Örneğin yarı Galli yarı Fransız olan üniversite öğrencisi Francois-Poncet, “Galliler AB'ye İngiltere'den daha yakın” diyor. Bunun önemli bir nedeni 15 bin nüfuslu Aberystwyth'deki 11 bin üniversite öğrencisi.

Francois-Poncet gibi buradaki çoğu üniversiteli, AB'nin Erasmus öğrenci programından yararlanıyor ve bu nedenle AB'den ayrı bir yaşam düşünemiyor.

AB'DE KALINMASI İÇİN KAMPANYALAR YAPILIYOR

Sömestr sona ermiş olmasına rağmen, Francois-Poncet, referandum sona erene kadar Galler'de. Hatta AB'de kalınması için yürütülen kampanyaya destek arıyor.

Kampanyada en çok ileri sürülen tezlerin başında “AB'nin Galler'de İngiliz hükümetinden daha fazla yatırım yaptığı”.

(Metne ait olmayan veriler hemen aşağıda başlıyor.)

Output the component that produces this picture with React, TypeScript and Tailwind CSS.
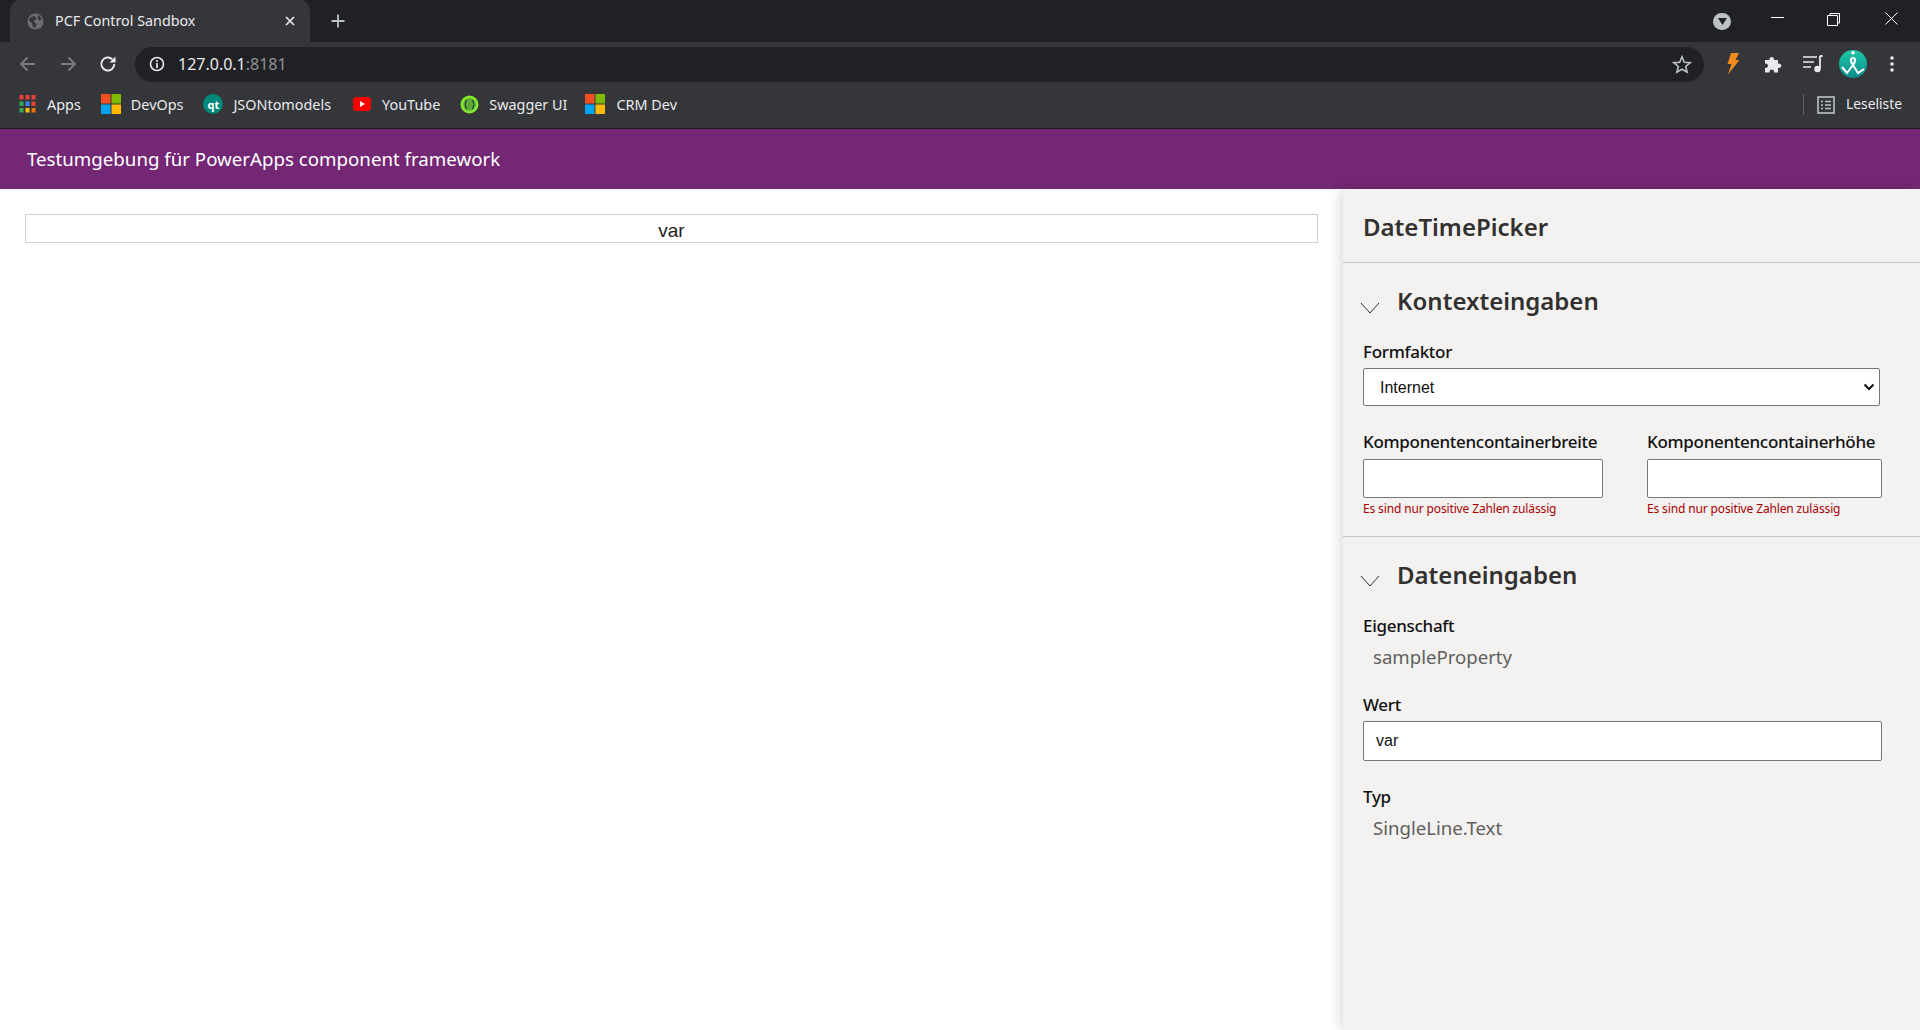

Francois-Poncet, “Buradaki hızlı internet erişimini, trafik ve ulaşım alt yapısını, üniversiteye yapılan AB teşvikini, hepsini AB'ye borçluyuz” diyor. Francois-Poncet, “Ceredigion bugün bu kadar ileriyse bu AB sayesinde” ifadesini kullanıyor.

Alman medyası İngiltere'nin AB kararını bekliyor

GALLER LONDRA'DAN DESTEK ALMIYOR

Galler Londra'dan herhangi bir mali destek almadığı için AB'nin desteğine ihtiyacı var. Galler Çiftçi Birliği'nden Glynn Roberts, ürünlerinin satışından yeterli gelir elde edemediklerini belirterek, "İngiliz Ekonomi Bakanlığı halimizi görmezden geliyor" diyor. Roberts'in yıllık 30 bin euroluk gelirinin yarısı AB teşviklerinden karşılanıyor. Roberts'e göre “AB teşvikleri sona ererse burada yaşam felce uğrar”.

HAVERİNGS AB'DEN ÇIKMAK İSTİYOR

Ceredigion'a yaklaşık 300 kilometre mesafedeki Haverings'de ise tam tersi bir hava hâkim. Muhafazakâr Parti için AB'den ayrılmak için kampanya yürüten Sue Connely, "Herkes buraya gelip bizim sırtımızdan geçiniyor" diyor.

Sınırların daha sıkı kontrol edilmesi gerektiğini savunan Connely, Avustralya gibi yeni bir kontrollü göç sistemi oluşturulması gerektiği görüşünde.

"HERKES GELİP DENİZLERİMİZDE AVLANABİLİYOR"

Haverings'in en işlek alış veriş caddesinde bir balıkçı tezgâhı sahibi olan Kim Crosbie de, İngiltere'nin AB'den ayrılması gerektiğini savunuyor. Crosbie özellikle AB'nin balıkçılık ile ilgili düzenlemelerinden rahatsız. "Herkes gelip bizim denizlerimizde avlanabiliyor. Ama bizim yüzde 24'lük avlanma kotasını aşmamıza izin verilmiyor" diyor.

Muhafazakâr Partili politikacı Andrew Rosindel ülkede AB'den ayrılık yönünde bir eğilimin ağır basabileceği öngörüsünde bulunarak, "Vatandaşlarımız İngiliz hükümetinden kendi yasalarını kendilerinin yapmasını istiyor, başkalarının dayatmasını değil" diyor.

ALMAN DERGİSİ BÖYLE YALVARMIŞTI

Almanya'nın en büyük dergisi Der Spiegel, geçtiğimiz haftaki sayısında İngiltere'ye yalvarmıştı. Derginin kapağında İngiltere bayrağının üzerinde İngilizce ve Almanca "Lütfen gitme!" yazısı yer almıştı.